Set down the material below word for word, excluding the pictures.
[BEGIN Data section]
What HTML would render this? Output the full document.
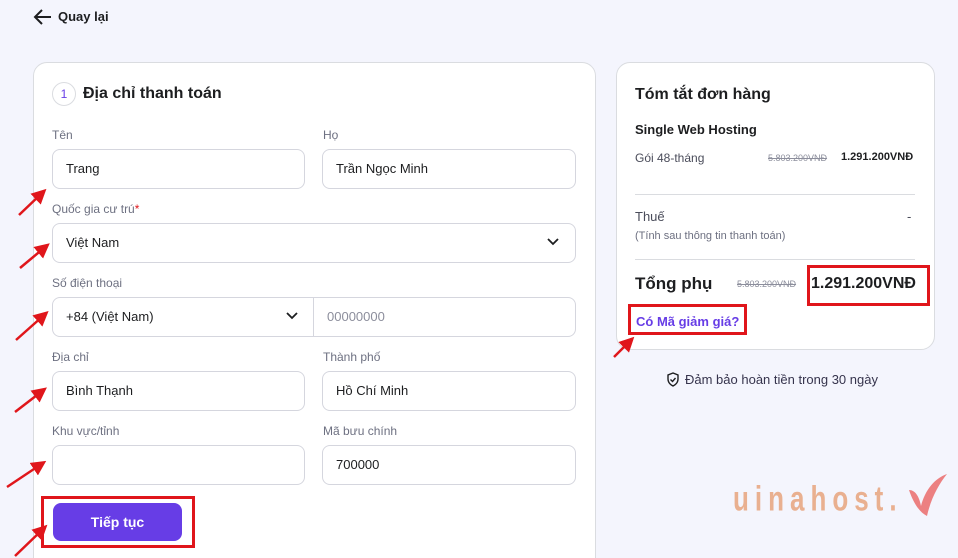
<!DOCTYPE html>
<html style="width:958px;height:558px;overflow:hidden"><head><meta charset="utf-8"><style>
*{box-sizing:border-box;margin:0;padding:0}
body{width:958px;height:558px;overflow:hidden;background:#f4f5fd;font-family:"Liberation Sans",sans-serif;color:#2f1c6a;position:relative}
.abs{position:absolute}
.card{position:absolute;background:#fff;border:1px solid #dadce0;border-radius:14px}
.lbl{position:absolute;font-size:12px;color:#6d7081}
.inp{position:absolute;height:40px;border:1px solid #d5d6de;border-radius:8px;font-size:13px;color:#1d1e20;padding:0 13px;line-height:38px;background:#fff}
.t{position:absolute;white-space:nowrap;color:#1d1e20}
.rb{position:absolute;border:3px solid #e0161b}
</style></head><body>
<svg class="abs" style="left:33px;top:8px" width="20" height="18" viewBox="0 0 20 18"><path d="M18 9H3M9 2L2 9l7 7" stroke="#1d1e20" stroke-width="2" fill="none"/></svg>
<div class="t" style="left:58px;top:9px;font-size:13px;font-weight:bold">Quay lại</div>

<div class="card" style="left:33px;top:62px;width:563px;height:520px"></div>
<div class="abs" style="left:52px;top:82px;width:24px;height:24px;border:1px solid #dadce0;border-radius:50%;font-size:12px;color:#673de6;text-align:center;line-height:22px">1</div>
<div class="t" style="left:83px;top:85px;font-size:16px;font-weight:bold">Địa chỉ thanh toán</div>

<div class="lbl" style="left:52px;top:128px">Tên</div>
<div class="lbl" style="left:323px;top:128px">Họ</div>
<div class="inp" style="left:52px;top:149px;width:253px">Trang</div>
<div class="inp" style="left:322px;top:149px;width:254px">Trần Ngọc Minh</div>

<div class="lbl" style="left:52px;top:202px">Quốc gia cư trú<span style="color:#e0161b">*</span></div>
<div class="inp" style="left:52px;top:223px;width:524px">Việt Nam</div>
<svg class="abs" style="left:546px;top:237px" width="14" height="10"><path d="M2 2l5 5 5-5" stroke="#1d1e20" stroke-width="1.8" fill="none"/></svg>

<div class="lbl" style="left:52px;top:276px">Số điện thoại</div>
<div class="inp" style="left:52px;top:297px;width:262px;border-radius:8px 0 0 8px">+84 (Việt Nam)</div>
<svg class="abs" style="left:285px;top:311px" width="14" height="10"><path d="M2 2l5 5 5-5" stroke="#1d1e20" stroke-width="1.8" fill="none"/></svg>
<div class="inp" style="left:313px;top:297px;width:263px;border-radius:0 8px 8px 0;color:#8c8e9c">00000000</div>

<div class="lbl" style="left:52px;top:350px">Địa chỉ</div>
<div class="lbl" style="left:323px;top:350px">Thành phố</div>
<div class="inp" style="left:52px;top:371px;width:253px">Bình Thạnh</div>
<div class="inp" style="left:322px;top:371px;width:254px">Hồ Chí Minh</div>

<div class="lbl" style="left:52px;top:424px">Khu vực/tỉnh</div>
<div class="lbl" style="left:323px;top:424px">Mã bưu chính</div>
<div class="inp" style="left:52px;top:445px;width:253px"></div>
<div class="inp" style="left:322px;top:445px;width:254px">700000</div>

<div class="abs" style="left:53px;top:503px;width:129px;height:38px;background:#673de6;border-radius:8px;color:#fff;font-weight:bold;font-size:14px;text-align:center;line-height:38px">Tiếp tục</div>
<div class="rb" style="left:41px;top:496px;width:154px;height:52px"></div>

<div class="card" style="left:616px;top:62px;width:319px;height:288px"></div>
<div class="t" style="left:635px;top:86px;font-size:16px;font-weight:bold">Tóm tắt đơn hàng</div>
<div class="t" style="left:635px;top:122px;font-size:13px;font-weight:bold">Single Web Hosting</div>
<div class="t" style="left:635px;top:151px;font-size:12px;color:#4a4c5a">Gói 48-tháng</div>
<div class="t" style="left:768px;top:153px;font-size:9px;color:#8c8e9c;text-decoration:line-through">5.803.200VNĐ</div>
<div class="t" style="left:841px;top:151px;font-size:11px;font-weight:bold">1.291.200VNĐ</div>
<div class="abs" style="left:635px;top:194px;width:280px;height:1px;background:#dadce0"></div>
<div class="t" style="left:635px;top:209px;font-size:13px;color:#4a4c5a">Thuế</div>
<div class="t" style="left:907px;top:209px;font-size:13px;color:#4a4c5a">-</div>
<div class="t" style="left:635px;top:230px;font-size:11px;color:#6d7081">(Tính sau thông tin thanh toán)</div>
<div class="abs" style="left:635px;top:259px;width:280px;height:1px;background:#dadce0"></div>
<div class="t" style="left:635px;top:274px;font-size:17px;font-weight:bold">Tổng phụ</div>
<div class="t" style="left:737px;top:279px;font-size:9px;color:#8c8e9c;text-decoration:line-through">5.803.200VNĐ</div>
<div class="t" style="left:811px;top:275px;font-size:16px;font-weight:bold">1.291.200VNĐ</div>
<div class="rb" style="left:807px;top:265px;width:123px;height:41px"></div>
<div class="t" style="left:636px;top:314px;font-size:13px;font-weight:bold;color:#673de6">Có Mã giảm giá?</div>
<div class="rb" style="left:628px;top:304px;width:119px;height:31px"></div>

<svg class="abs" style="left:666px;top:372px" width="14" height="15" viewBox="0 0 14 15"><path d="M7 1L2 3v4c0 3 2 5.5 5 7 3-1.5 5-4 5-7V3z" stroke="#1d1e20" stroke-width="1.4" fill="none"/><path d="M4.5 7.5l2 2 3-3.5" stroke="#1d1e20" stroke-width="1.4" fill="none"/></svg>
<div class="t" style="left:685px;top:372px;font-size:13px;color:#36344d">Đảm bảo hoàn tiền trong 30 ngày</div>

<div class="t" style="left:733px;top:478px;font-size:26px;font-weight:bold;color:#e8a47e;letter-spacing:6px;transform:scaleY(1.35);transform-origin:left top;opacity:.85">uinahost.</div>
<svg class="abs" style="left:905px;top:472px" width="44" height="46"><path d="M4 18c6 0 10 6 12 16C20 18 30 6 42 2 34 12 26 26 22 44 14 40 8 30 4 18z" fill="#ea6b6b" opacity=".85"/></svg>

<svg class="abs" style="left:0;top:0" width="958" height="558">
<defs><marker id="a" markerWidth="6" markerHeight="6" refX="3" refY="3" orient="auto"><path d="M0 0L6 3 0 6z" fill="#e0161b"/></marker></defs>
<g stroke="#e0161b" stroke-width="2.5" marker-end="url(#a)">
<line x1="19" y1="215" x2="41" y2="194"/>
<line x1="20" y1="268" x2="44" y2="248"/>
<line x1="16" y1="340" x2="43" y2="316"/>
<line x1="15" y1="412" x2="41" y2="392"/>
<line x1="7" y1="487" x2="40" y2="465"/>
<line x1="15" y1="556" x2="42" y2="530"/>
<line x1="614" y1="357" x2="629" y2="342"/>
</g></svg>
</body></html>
[END Data section]
- _Solution_
What HTML would render this? Output the full document.
<!DOCTYPE html>
<html style="width:958px;height:558px;overflow:hidden"><head><meta charset="utf-8"><style>
*{box-sizing:border-box;margin:0;padding:0}
body{width:958px;height:558px;overflow:hidden;background:#f4f5fd;font-family:"Liberation Sans",sans-serif;color:#2f1c6a;position:relative}
.abs{position:absolute}
.card{position:absolute;background:#fff;border:1px solid #dadce0;border-radius:14px}
.lbl{position:absolute;font-size:12px;color:#6d7081}
.inp{position:absolute;height:40px;border:1px solid #d5d6de;border-radius:8px;font-size:13px;color:#1d1e20;padding:0 13px;line-height:38px;background:#fff}
.t{position:absolute;white-space:nowrap;color:#1d1e20}
.rb{position:absolute;border:3px solid #e0161b}
</style></head><body>
<svg class="abs" style="left:33px;top:8px" width="20" height="18" viewBox="0 0 20 18"><path d="M18 9H3M9 2L2 9l7 7" stroke="#1d1e20" stroke-width="2" fill="none"/></svg>
<div class="t" style="left:58px;top:9px;font-size:13px;font-weight:bold">Quay lại</div>

<div class="card" style="left:33px;top:62px;width:563px;height:520px"></div>
<div class="abs" style="left:52px;top:82px;width:24px;height:24px;border:1px solid #dadce0;border-radius:50%;font-size:12px;color:#673de6;text-align:center;line-height:22px">1</div>
<div class="t" style="left:83px;top:85px;font-size:16px;font-weight:bold">Địa chỉ thanh toán</div>

<div class="lbl" style="left:52px;top:128px">Tên</div>
<div class="lbl" style="left:323px;top:128px">Họ</div>
<div class="inp" style="left:52px;top:149px;width:253px">Trang</div>
<div class="inp" style="left:322px;top:149px;width:254px">Trần Ngọc Minh</div>

<div class="lbl" style="left:52px;top:202px">Quốc gia cư trú<span style="color:#e0161b">*</span></div>
<div class="inp" style="left:52px;top:223px;width:524px">Việt Nam</div>
<svg class="abs" style="left:546px;top:237px" width="14" height="10"><path d="M2 2l5 5 5-5" stroke="#1d1e20" stroke-width="1.8" fill="none"/></svg>

<div class="lbl" style="left:52px;top:276px">Số điện thoại</div>
<div class="inp" style="left:52px;top:297px;width:262px;border-radius:8px 0 0 8px">+84 (Việt Nam)</div>
<svg class="abs" style="left:285px;top:311px" width="14" height="10"><path d="M2 2l5 5 5-5" stroke="#1d1e20" stroke-width="1.8" fill="none"/></svg>
<div class="inp" style="left:313px;top:297px;width:263px;border-radius:0 8px 8px 0;color:#8c8e9c">00000000</div>

<div class="lbl" style="left:52px;top:350px">Địa chỉ</div>
<div class="lbl" style="left:323px;top:350px">Thành phố</div>
<div class="inp" style="left:52px;top:371px;width:253px">Bình Thạnh</div>
<div class="inp" style="left:322px;top:371px;width:254px">Hồ Chí Minh</div>

<div class="lbl" style="left:52px;top:424px">Khu vực/tỉnh</div>
<div class="lbl" style="left:323px;top:424px">Mã bưu chính</div>
<div class="inp" style="left:52px;top:445px;width:253px"></div>
<div class="inp" style="left:322px;top:445px;width:254px">700000</div>

<div class="abs" style="left:53px;top:503px;width:129px;height:38px;background:#673de6;border-radius:8px;color:#fff;font-weight:bold;font-size:14px;text-align:center;line-height:38px">Tiếp tục</div>
<div class="rb" style="left:41px;top:496px;width:154px;height:52px"></div>

<div class="card" style="left:616px;top:62px;width:319px;height:288px"></div>
<div class="t" style="left:635px;top:86px;font-size:16px;font-weight:bold">Tóm tắt đơn hàng</div>
<div class="t" style="left:635px;top:122px;font-size:13px;font-weight:bold">Single Web Hosting</div>
<div class="t" style="left:635px;top:151px;font-size:12px;color:#4a4c5a">Gói 48-tháng</div>
<div class="t" style="left:768px;top:153px;font-size:9px;color:#8c8e9c;text-decoration:line-through">5.803.200VNĐ</div>
<div class="t" style="left:841px;top:151px;font-size:11px;font-weight:bold">1.291.200VNĐ</div>
<div class="abs" style="left:635px;top:194px;width:280px;height:1px;background:#dadce0"></div>
<div class="t" style="left:635px;top:209px;font-size:13px;color:#4a4c5a">Thuế</div>
<div class="t" style="left:907px;top:209px;font-size:13px;color:#4a4c5a">-</div>
<div class="t" style="left:635px;top:230px;font-size:11px;color:#6d7081">(Tính sau thông tin thanh toán)</div>
<div class="abs" style="left:635px;top:259px;width:280px;height:1px;background:#dadce0"></div>
<div class="t" style="left:635px;top:274px;font-size:17px;font-weight:bold">Tổng phụ</div>
<div class="t" style="left:737px;top:279px;font-size:9px;color:#8c8e9c;text-decoration:line-through">5.803.200VNĐ</div>
<div class="t" style="left:811px;top:275px;font-size:16px;font-weight:bold">1.291.200VNĐ</div>
<div class="rb" style="left:807px;top:265px;width:123px;height:41px"></div>
<div class="t" style="left:636px;top:314px;font-size:13px;font-weight:bold;color:#673de6">Có Mã giảm giá?</div>
<div class="rb" style="left:628px;top:304px;width:119px;height:31px"></div>

<svg class="abs" style="left:666px;top:372px" width="14" height="15" viewBox="0 0 14 15"><path d="M7 1L2 3v4c0 3 2 5.5 5 7 3-1.5 5-4 5-7V3z" stroke="#1d1e20" stroke-width="1.4" fill="none"/><path d="M4.5 7.5l2 2 3-3.5" stroke="#1d1e20" stroke-width="1.4" fill="none"/></svg>
<div class="t" style="left:685px;top:372px;font-size:13px;color:#36344d">Đảm bảo hoàn tiền trong 30 ngày</div>

<div class="t" style="left:733px;top:478px;font-size:26px;font-weight:bold;color:#e8a47e;letter-spacing:6px;transform:scaleY(1.35);transform-origin:left top;opacity:.85">uinahost.</div>
<svg class="abs" style="left:905px;top:472px" width="44" height="46"><path d="M4 18c6 0 10 6 12 16C20 18 30 6 42 2 34 12 26 26 22 44 14 40 8 30 4 18z" fill="#ea6b6b" opacity=".85"/></svg>

<svg class="abs" style="left:0;top:0" width="958" height="558">
<defs><marker id="a" markerWidth="6" markerHeight="6" refX="3" refY="3" orient="auto"><path d="M0 0L6 3 0 6z" fill="#e0161b"/></marker></defs>
<g stroke="#e0161b" stroke-width="2.5" marker-end="url(#a)">
<line x1="19" y1="215" x2="41" y2="194"/>
<line x1="20" y1="268" x2="44" y2="248"/>
<line x1="16" y1="340" x2="43" y2="316"/>
<line x1="15" y1="412" x2="41" y2="392"/>
<line x1="7" y1="487" x2="40" y2="465"/>
<line x1="15" y1="556" x2="42" y2="530"/>
<line x1="614" y1="357" x2="629" y2="342"/>
</g></svg>
</body></html>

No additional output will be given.